EXERCISE OBJECTIVE
How many lines in this data contain the string "html"? Reply with the number only.

DATA SEGMENT
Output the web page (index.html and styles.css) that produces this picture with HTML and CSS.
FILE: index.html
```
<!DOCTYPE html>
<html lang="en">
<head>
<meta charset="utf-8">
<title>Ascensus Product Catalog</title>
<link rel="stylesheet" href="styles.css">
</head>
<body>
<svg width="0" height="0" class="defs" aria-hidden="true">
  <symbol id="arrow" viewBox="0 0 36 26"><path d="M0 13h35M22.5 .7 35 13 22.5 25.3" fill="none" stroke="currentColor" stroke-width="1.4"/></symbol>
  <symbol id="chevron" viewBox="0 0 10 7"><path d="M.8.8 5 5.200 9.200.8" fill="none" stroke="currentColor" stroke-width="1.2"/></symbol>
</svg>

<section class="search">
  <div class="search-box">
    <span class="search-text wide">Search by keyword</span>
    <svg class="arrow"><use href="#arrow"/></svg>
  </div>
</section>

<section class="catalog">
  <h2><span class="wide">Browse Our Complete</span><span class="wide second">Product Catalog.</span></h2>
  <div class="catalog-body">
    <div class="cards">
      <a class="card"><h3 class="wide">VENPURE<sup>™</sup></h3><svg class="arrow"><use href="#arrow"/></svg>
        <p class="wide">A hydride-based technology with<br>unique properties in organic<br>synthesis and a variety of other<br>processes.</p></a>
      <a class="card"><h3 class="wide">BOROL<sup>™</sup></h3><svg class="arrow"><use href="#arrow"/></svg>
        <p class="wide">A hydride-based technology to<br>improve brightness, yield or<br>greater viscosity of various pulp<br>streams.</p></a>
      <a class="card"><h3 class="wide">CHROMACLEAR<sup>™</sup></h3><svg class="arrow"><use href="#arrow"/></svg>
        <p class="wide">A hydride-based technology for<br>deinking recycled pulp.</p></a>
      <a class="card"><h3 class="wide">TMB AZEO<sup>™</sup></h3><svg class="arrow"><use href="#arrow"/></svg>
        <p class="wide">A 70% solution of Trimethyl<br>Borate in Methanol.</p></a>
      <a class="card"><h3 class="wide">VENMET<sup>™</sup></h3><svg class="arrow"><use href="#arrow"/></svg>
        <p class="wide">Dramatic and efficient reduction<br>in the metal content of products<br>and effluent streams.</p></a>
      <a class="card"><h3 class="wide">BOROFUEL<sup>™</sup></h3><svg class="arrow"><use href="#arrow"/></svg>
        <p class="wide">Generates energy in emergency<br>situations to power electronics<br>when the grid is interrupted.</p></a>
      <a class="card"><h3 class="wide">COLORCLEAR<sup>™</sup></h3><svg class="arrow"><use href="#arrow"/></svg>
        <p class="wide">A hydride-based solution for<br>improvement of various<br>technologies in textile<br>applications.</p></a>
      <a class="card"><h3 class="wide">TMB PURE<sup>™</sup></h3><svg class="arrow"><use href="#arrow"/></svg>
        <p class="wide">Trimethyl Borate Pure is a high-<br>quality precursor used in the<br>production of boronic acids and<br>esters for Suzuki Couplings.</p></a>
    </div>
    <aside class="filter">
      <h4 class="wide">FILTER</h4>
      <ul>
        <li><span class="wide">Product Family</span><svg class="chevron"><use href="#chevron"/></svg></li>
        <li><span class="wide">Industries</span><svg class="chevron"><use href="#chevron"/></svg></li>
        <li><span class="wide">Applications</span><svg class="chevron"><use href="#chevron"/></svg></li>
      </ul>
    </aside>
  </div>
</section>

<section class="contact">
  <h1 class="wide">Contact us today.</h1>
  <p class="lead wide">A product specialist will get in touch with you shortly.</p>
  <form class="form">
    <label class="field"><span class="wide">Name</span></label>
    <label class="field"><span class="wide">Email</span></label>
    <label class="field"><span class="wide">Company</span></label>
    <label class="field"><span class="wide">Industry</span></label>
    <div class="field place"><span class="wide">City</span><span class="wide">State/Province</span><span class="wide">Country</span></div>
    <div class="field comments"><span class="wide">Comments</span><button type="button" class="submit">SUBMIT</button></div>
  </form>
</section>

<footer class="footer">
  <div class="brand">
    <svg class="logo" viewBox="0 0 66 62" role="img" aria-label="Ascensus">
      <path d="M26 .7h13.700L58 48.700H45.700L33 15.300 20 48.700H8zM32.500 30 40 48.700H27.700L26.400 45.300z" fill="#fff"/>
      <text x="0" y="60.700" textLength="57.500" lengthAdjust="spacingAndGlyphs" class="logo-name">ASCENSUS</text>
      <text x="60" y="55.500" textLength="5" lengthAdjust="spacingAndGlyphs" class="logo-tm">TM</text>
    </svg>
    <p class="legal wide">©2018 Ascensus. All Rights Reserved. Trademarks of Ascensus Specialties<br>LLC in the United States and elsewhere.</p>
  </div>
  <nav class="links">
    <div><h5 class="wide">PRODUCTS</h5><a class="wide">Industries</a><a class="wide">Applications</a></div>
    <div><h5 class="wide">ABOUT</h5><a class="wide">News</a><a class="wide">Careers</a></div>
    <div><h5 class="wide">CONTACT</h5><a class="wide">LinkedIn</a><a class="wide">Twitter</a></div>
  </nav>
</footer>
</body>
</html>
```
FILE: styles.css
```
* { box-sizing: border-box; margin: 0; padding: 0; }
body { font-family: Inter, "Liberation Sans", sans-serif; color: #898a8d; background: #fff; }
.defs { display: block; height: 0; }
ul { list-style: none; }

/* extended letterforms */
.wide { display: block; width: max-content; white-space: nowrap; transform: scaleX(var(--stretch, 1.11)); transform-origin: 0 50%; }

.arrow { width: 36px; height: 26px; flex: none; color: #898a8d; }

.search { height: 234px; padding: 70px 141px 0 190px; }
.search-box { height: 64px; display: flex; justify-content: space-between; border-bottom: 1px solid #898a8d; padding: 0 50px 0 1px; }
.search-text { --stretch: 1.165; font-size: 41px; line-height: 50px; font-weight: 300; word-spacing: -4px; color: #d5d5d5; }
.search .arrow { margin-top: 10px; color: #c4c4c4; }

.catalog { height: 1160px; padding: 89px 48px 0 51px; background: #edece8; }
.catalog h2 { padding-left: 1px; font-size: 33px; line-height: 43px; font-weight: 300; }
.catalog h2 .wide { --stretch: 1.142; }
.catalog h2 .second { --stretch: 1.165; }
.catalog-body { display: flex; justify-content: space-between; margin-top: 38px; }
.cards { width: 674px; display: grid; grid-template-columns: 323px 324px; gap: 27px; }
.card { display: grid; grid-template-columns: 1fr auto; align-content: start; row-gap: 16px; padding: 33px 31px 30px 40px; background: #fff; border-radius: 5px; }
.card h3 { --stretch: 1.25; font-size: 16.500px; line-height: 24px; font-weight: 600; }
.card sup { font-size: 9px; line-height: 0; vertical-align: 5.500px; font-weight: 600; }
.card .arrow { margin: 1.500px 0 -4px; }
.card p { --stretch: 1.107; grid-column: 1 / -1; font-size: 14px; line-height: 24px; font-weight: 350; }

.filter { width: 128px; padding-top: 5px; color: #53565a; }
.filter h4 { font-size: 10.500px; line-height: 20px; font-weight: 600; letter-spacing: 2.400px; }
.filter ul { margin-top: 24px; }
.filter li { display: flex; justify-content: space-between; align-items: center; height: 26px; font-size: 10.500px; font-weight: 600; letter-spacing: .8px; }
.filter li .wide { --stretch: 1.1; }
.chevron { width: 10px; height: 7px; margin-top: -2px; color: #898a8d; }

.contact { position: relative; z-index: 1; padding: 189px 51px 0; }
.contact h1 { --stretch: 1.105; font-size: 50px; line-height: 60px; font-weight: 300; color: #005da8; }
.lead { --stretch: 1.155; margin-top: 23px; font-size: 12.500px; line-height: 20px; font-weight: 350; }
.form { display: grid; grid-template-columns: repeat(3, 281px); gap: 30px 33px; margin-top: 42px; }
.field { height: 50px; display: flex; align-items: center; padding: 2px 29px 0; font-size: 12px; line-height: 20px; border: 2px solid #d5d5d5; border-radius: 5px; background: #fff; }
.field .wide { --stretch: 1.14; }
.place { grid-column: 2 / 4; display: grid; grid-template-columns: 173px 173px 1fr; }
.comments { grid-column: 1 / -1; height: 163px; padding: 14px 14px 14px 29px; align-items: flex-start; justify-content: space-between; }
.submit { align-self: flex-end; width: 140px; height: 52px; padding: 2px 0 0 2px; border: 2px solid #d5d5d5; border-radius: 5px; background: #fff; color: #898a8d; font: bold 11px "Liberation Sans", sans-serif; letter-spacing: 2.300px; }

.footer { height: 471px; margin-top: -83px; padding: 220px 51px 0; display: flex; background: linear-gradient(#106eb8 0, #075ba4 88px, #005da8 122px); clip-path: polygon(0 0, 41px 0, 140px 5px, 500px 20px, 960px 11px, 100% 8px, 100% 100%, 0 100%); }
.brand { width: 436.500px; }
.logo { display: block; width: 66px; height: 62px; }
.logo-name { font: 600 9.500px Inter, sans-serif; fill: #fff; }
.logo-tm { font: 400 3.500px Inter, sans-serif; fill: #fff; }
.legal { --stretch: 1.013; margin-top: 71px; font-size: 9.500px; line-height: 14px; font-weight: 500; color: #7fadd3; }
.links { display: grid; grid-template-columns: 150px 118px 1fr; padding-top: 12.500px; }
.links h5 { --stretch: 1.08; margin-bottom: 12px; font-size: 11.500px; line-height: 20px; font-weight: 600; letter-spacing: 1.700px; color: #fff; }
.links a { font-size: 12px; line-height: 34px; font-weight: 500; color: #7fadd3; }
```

SOLUTION
5